Once word got around that he had sold, others who had once greeted him with a friendly "G'day" stopped acknowledging him.
"If I was in their shoes, I'd be exactly the same way, I guess," says Smyth, who has retired at 57 and moved to a 3-acre property near the coast.
Those who remain are in limbo.
Shenhua has completed exploratory drilling after paying New South Wales state AU$300 million for exploration rights, but it won't be able to mine unless it wins state environmental approval for what would be three open-cut pits.
With the future uncertain, farmers don't want to invest in improving their farms, and no one wants to buy them.

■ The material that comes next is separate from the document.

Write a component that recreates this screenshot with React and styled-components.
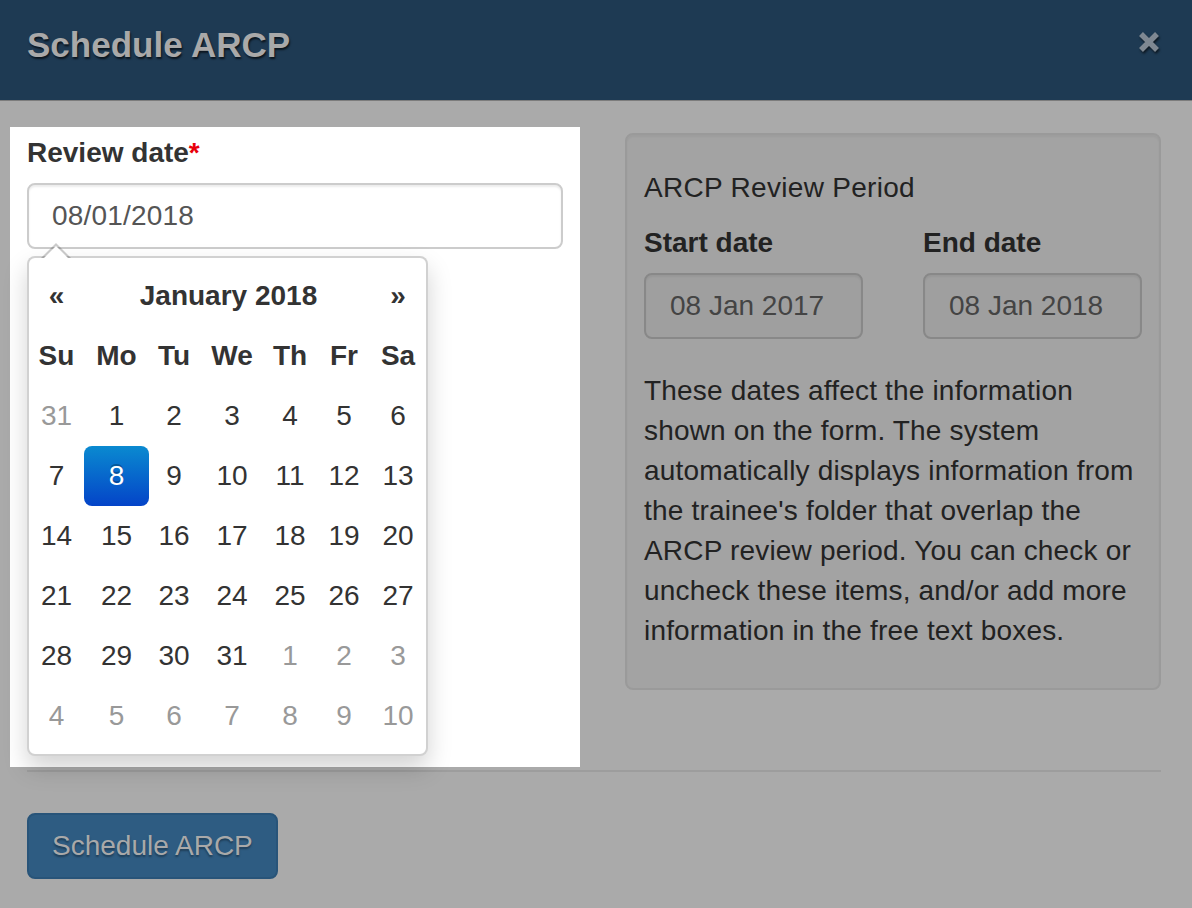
import React from "react";
import styled, { createGlobalStyle } from "styled-components";

const Global = createGlobalStyle`
  html, body { margin: 0; padding: 0; background: #aaaaaa; }
  body { font-family: "Liberation Sans", Arial, Helvetica, sans-serif; }
  * { box-sizing: border-box; }
`;

const Page = styled.div`
  width: 1192px;
  min-height: 908px;
  background: #aaaaaa;
  color: #222;
  font-size: 28px;
  line-height: 40px;
`;

const Header = styled.header`
  height: 101px;
  background: #1e3a53;
  border-bottom: 1px solid #7c7c7c;
  display: flex;
  align-items: center;
  justify-content: space-between;
  padding: 0 32px 12px 27px;
`;

const Title = styled.h4`
  margin: 0;
  font-size: 35px;
  line-height: 1;
  font-weight: 700;
  color: #a9a9a9;
  text-shadow: 1px 2px 2px rgba(0, 0, 0, 0.65);
`;

const Close = styled.button`
  border: 0;
  background: none;
  padding: 0;
  margin-bottom: 5px;
  width: 22px;
  height: 22px;
  display: flex;
  filter: drop-shadow(1px 2px 1px rgba(0, 0, 0, 0.6));
`;

const Body = styled.main`
  padding: 32px 31px 0 27px;
`;

const Row = styled.div`
  display: grid;
  grid-template-columns: 536px 536px;
  column-gap: 62px;
  align-items: start;
`;

const Highlight = styled.section`
  margin: -6px -17px 0;
  padding: 6px 17px;
  height: 640px;
  background: #ffffff;
`;

const Label = styled.label`
  display: block;
  font-weight: 700;
  color: ${(p) => (p.$dim ? "#222" : "#333")};
  margin-bottom: 10px;
  line-height: 40px;
`;

const Req = styled.span`
  color: #e8000b;
`;

const InputWrap = styled.div`
  position: relative;
`;

const TextInput = styled.input`
  display: block;
  width: 100%;
  height: 66px;
  border: 2px solid #cccccc;
  border-radius: 8px;
  padding: 0 23px;
  font: 28px "Liberation Sans", Arial, sans-serif;
  letter-spacing: 0.2px;
  color: #555;
  background: #fff;
  box-shadow: inset 0 2px 2px rgba(0, 0, 0, 0.075);
  outline: none;
`;

const Dropdown = styled.div`
  position: absolute;
  top: calc(100% + 7px);
  left: 0;
  width: 401px;
  padding: 8px 0;
  background: #fff;
  border: 2px solid rgba(0, 0, 0, 0.18);
  border-radius: 8px;
  box-shadow: 0 12px 24px rgba(0, 0, 0, 0.175);
  z-index: 2;

  &::before {
    content: "";
    position: absolute;
    top: -15px;
    left: 12px;
    border-left: 15px solid transparent;
    border-right: 15px solid transparent;
    border-bottom: 15px solid rgba(0, 0, 0, 0.2);
  }
  &::after {
    content: "";
    position: absolute;
    top: -12px;
    left: 14px;
    border-left: 13px solid transparent;
    border-right: 13px solid transparent;
    border-bottom: 13px solid #fff;
  }
`;

const CalGrid = styled.div`
  display: grid;
  grid-template-columns: 55px 65px 50px 66px 50px 58px 50px;
  grid-auto-rows: 60px;
`;

const Cell = styled.div`
  display: flex;
  align-items: center;
  justify-content: center;
  font-weight: ${(p) => (p.$bold ? 700 : 400)};
  color: ${(p) => (p.$muted ? "#999" : p.$active ? "#fff" : "#333")};
  grid-column: ${(p) => p.$span || "auto"};
  border-radius: 8px;
  background: ${(p) =>
    p.$active ? "linear-gradient(to bottom, #0a8ad0, #0444c8)" : "transparent"};
  text-shadow: ${(p) => (p.$active ? "0 -2px 0 rgba(0,0,0,0.25)" : "none")};
`;

const Well = styled.aside`
  background: #a3a3a3;
  border: 2px solid #9a9a9a;
  border-radius: 8px;
  padding: 17px;
  box-shadow: inset 0 2px 2px rgba(0, 0, 0, 0.04);
`;

const WellTitle = styled.h5`
  margin: 20px 0;
  font-size: 28px;
  line-height: 31px;
  font-weight: 400;
  letter-spacing: 0.3px;
  color: #222;
`;

const Fields = styled.div`
  display: grid;
  grid-template-columns: 1fr 1fr;
  column-gap: 60px;
  margin-bottom: 32px;
`;

const ReadBox = styled.div`
  height: 66px;
  border: 2px solid #888;
  border-radius: 8px;
  background: #9f9f9f;
  padding: 0 24px;
  display: flex;
  align-items: center;
  color: #444;
  box-shadow: inset 0 2px 2px rgba(0, 0, 0, 0.05);
`;

const Para = styled.p`
  margin: 0 0 20px;
  letter-spacing: 0.18px;
  color: #222;
`;

const Rule = styled.hr`
  margin: 3px 0 0;
  border: 0;
  border-top: 2px solid #9d9d9d;
`;

const PrimaryButton = styled.button`
  margin-top: 41px;
  height: 66px;
  padding: 0 23px;
  background: #2e5c82;
  border: 2px solid #285479;
  border-radius: 8px;
  font: 28px "Liberation Sans", Arial, sans-serif;
  color: #a9a9a9;
  text-shadow: 0 2px 2px rgba(0, 0, 0, 0.35);
`;

const DOW = ["Su", "Mo", "Tu", "We", "Th", "Fr", "Sa"];

const weeks = [
  [[31, 1], [1], [2], [3], [4], [5], [6]],
  [[7], [8, 0, 1], [9], [10], [11], [12], [13]],
  [[14], [15], [16], [17], [18], [19], [20]],
  [[21], [22], [23], [24], [25], [26], [27]],
  [[28], [29], [30], [31], [1, 1], [2, 1], [3, 1]],
  [[4, 1], [5, 1], [6, 1], [7, 1], [8, 1], [9, 1], [10, 1]],
];

export default function App() {
  return (
    <Page>
      <Global />
      <Header>
        <Title>Schedule ARCP</Title>
        <Close aria-label="Close">
          <svg width="22" height="22" viewBox="0 0 22 22">
            <path
              d="M3 3 L19 19 M19 3 L3 19"
              stroke="#7f8892"
              strokeWidth="5.5"
              fill="none"
            />
          </svg>
        </Close>
      </Header>
      <Body>
        <Row>
          <Highlight>
            <Label>
              Review date<Req>*</Req>
            </Label>
            <InputWrap>
              <TextInput readOnly value="08/01/2018" />
              <Dropdown>
                <CalGrid>
                  <Cell $bold>«</Cell>
                  <Cell $bold $span="span 5">January 2018</Cell>
                  <Cell $bold>»</Cell>
                  {DOW.map((d) => (
                    <Cell key={d} $bold>
                      {d}
                    </Cell>
                  ))}
                  {weeks.flat().map(([n, muted, active], i) => (
                    <Cell key={i} $muted={muted === 1} $active={active === 1}>
                      {n}
                    </Cell>
                  ))}
                </CalGrid>
              </Dropdown>
            </InputWrap>
          </Highlight>
          <Well>
            <WellTitle>ARCP Review Period</WellTitle>
            <Fields>
              <div>
                <Label $dim>Start date</Label>
                <ReadBox>08 Jan 2017</ReadBox>
              </div>
              <div>
                <Label $dim>End date</Label>
                <ReadBox>08 Jan 2018</ReadBox>
              </div>
            </Fields>
            <Para>
              These dates affect the information shown on the form. The system
              automatically displays information from the trainee's folder that
              overlap the ARCP review period. You can check or uncheck these
              items, and/or add more information in the free text boxes.
            </Para>
          </Well>
        </Row>
        <Rule />
        <PrimaryButton>Schedule ARCP</PrimaryButton>
      </Body>
    </Page>
  );
}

The affected include those who chose not to sell and others who were never given the choice, because they live on the periphery of the actual coal mining zone.
"I've got 1,000 hectares of land that's irrigated from underneath," says Andrew Pursehouse, whose farm lies outside the zone but under ridges that Shenhua plans to excavate. "If something happens to that water resource, my land is going to be worth only a third of what it is now."
Layton, the Shenhua spokeswoman, says the company may buy more farms in the years ahead if they are affected by dust and noise. The company plans to mine the ridges and leave the soil untouched and plant trees for those it destroys.
Smyth misses the Liverpool Plains, but he doesn't believe that farming and mining can coexist.
"I think that's just a pie in the sky pretty picture that they paint," he says. "I think it should be left alone. I feel guilty in lots of ways because I was one of the ones that weakened and got out of there."